Joining the sublime company of Cumbrian Five Hop and NZPA is the almost plainly-named IPA. Weighing in at a modest 7% abv, it displays all of that boisterous character that you’d expect from one of Matt Clark’s beers; it screams with hop personality. Pouring a rich amber, the body is sweet, muscular and rippling with boiled sweet and round, soft malt notes. The billowing head fills the top of the glass and you can’t help but stick your nose in there each time you sip; mango, lychee, strawberry and pineapple aroma all whizz by. Alcoholic heat rounds off the sip, reminding you that this IPA came from the Cumbrian hills and is as fortifying as they come.
Dry Stone Stout (4.5%abv), bottled, retains all of the character that I recall from trying on cask late last summer (http://goodfoodgoodbeer.wordpress.com/2012/08/19/two-taps-hawkshead-brewery-and-the-watermill-inn/). Rich chocolate truffle dominates the nose – a sweet, rummy note that carries on into the body, where it’s joined by a little fruit to lift proceedings – dark cherry and plum. The finish is dry, woody and creamy, giving the whole beer a Black Forest Gateaux feel. It’s certainly on the sweeter side of stout, but not too much so. Moreish and satisfying.
Finally, Brodie’s Prime Export (nice use of the term Export, too – you don’t see that much these days, do you?) brings new dimensions to the hard-to-find (well, in my neck of the woods, anyway- and I’m talking about on cask) classic. BP’s a bit of a stand-out in the Hawkshead canon – it’s not really a stout but sometimes sold as such on bars – more of a strong dark mild (Leeds’ Midnight Bell sometimes suffers from this identity crisis). Lifting the alcohol levels makes complete sense for this bottled version, and it’s quite a beer.

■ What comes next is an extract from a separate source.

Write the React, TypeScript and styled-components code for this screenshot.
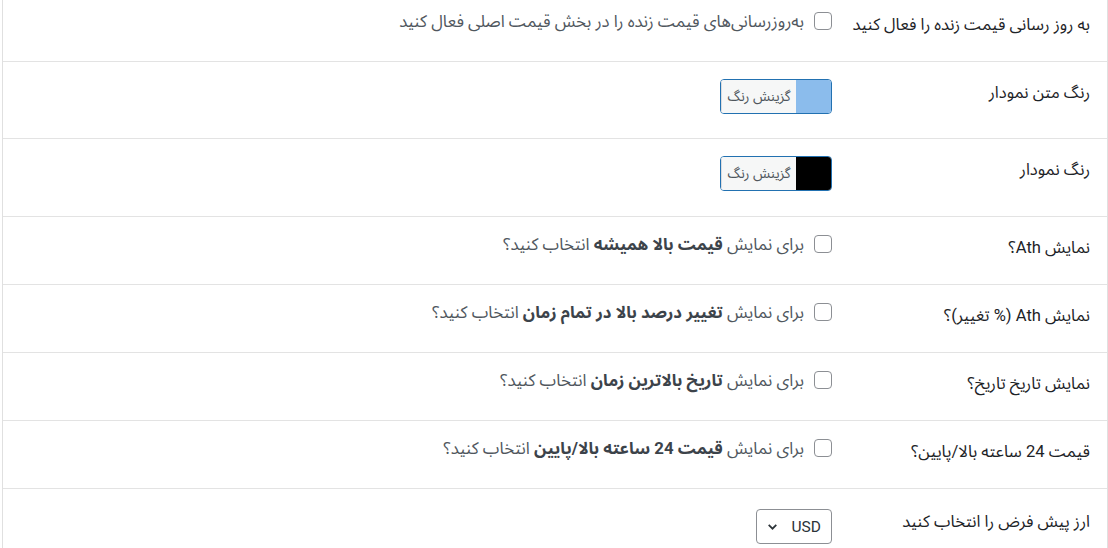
import React from 'react';
import styled, { createGlobalStyle } from 'styled-components';

const GlobalStyle = createGlobalStyle`
  body {
    margin: 0;
    background: #ffffff;
    font-family: Roboto, "Noto Sans Arabic", "DejaVu Sans", sans-serif;
    direction: rtl;
  }
`;

const Table = styled.div`
  width: 1104px;
  margin-top: -6px;
  border-left: 1px solid #e0e0e0;
  border-right: 1px solid #e0e0e0;
  background: #ffffff;
`;

const Row = styled.div<{ $height: number }>`
  display: grid;
  grid-template-columns: 275px 1fr;
  height: ${(p) => p.$height}px;
  box-sizing: border-box;
  border-bottom: 1px solid #e3e3e3;
`;

const Label = styled.div<{ $top?: number }>`
  padding: ${(p) => p.$top ?? 19}px 17px 0 0;
  font-size: 16.6px;
  line-height: 24px;
  color: #1d2327;
`;

const Field = styled.div<{ $top?: number }>`
  display: flex;
  align-items: flex-start;
  gap: 10px;
  padding-top: ${(p) => p.$top ?? 15}px;
`;

const Check = styled.span`
  width: 18px;
  height: 18px;
  margin-top: 3px;
  box-sizing: border-box;
  border: 1px solid #8c8f94;
  border-radius: 4px;
  background: #fff;
  flex-shrink: 0;
`;

const Desc = styled.span`
  font-size: 16.8px;
  line-height: 24px;
  color: #50575e;

  b {
    color: #3c434a;
    font-weight: 700;
  }
`;

const PickerButton = styled.div`
  display: flex;
  width: 112px;
  height: 35px;
  margin-top: 2px;
  box-sizing: border-box;
  border: 1px solid #2271b1;
  border-radius: 4px;
  overflow: hidden;
`;

const Swatch = styled.span<{ $color: string }>`
  width: 35px;
  background: ${(p) => p.$color};
`;

const PickerText = styled.span`
  flex: 1;
  display: flex;
  align-items: center;
  justify-content: center;
  background: #f6f7f7;
  border-left: 1px solid #dcdcde;
  font-size: 14px;
  color: #50575e;
`;

const Select = styled.div`
  display: flex;
  align-items: center;
  justify-content: space-between;
  width: 76px;
  height: 35px;
  padding: 0 10px 0 9px;
  box-sizing: border-box;
  border: 1px solid #8c8f94;
  border-radius: 4px;
  font-size: 15.5px;
  color: #2c3338;
`;

const checkRows: { label: React.ReactNode; desc: React.ReactNode }[] = [
  {
    label: 'نمایش Ath؟',
    desc: (
      <>
        برای نمایش <b>قیمت بالا همیشه</b> انتخاب کنید؟
      </>
    ),
  },
  {
    label: 'نمایش Ath (% تغییر)؟',
    desc: (
      <>
        برای نمایش <b>تغییر درصد بالا در تمام زمان</b> انتخاب کنید؟
      </>
    ),
  },
  {
    label: 'نمایش تاریخ تاریخ؟',
    desc: (
      <>
        برای نمایش <b>تاریخ بالاترین زمان</b> انتخاب کنید؟
      </>
    ),
  },
  {
    label: 'قیمت 24 ساعته بالا/پایین؟',
    desc: (
      <>
        برای نمایش <b>قیمت 24 ساعته بالا/پایین</b> انتخاب کنید؟
      </>
    ),
  },
];

const ColorPicker: React.FC<{ color: string }> = ({ color }) => (
  <PickerButton>
    <Swatch $color={color} />
    <PickerText>گزینش رنگ</PickerText>
  </PickerButton>
);

const App: React.FC = () => {
  return (
    <>
      <GlobalStyle />
      <Table>
        <Row $height={68}>
          <Label>به روز رسانی قیمت زنده را فعال کنید</Label>
          <Field>
            <Check />
            <Desc>به‌روزرسانی‌های قیمت زنده را در بخش قیمت اصلی فعال کنید</Desc>
          </Field>
        </Row>
        <Row $height={77}>
          <Label>رنگ متن نمودار</Label>
          <Field>
            <ColorPicker color="#8bbcec" />
          </Field>
        </Row>
        <Row $height={78}>
          <Label>رنگ نمودار</Label>
          <Field>
            <ColorPicker color="#000000" />
          </Field>
        </Row>
        {checkRows.map((r, i) => (
          <Row key={i} $height={68}>
            <Label>{r.label}</Label>
            <Field>
              <Check />
              <Desc>{r.desc}</Desc>
            </Field>
          </Row>
        ))}
        <Row $height={80}>
          <Label $top={21}>ارز پیش فرض را انتخاب کنید</Label>
          <Field $top={20}>
            <Select>
              <span>USD</span>
              <svg width="13" height="13" viewBox="0 0 12 12" fill="none">
                <path d="M2.5 4.5 6 8l3.5-3.5" stroke="#2c3338" strokeWidth="1.6" />
              </svg>
            </Select>
          </Field>
        </Row>
      </Table>
    </>
  );
};

export default App;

Dark ruby when held to the light, with a fleeting, tan collar, there’s almond and Dundee cake on the nose; the mouthfeel is thick, slightly oily and tongue-coating and loaded with tobacco, cherry, chocolate, blackberry and mild coffee flavours. the finish is booming; sweet, then bitter, then finishing with a gentle, soporific afterglow of alcohol. Brodie’s Prime Export is a deliciously complex and intriguing beer.
http://goodfoodgoodbeer.files.wordpress.com/2014/02/cumbrian-five-hop.png?w=300&h=211 (http://goodfoodgoodbeer.files.wordpress.com/2014/02/cumbrian-five-hop.png)Damn fine beers indeed – if you hop over to the website (http://www.hawksheadbrewery.co.uk/)you can read more about other limited-edition bottles that Hawkshead are producing at the moment.
I like the aforementioned revamped look; the ‘Beer from The Lakes’ strapline is evocative and the clips look good on the bar – especially the cleaned-up, emboldened core range ones. As usual, I maintain my stance that the best re-brands are often the more subtle ones. *The new range-look certainly looks good on a bottle. Luckily, Hawkshead can always back up changes with great-tasting beer.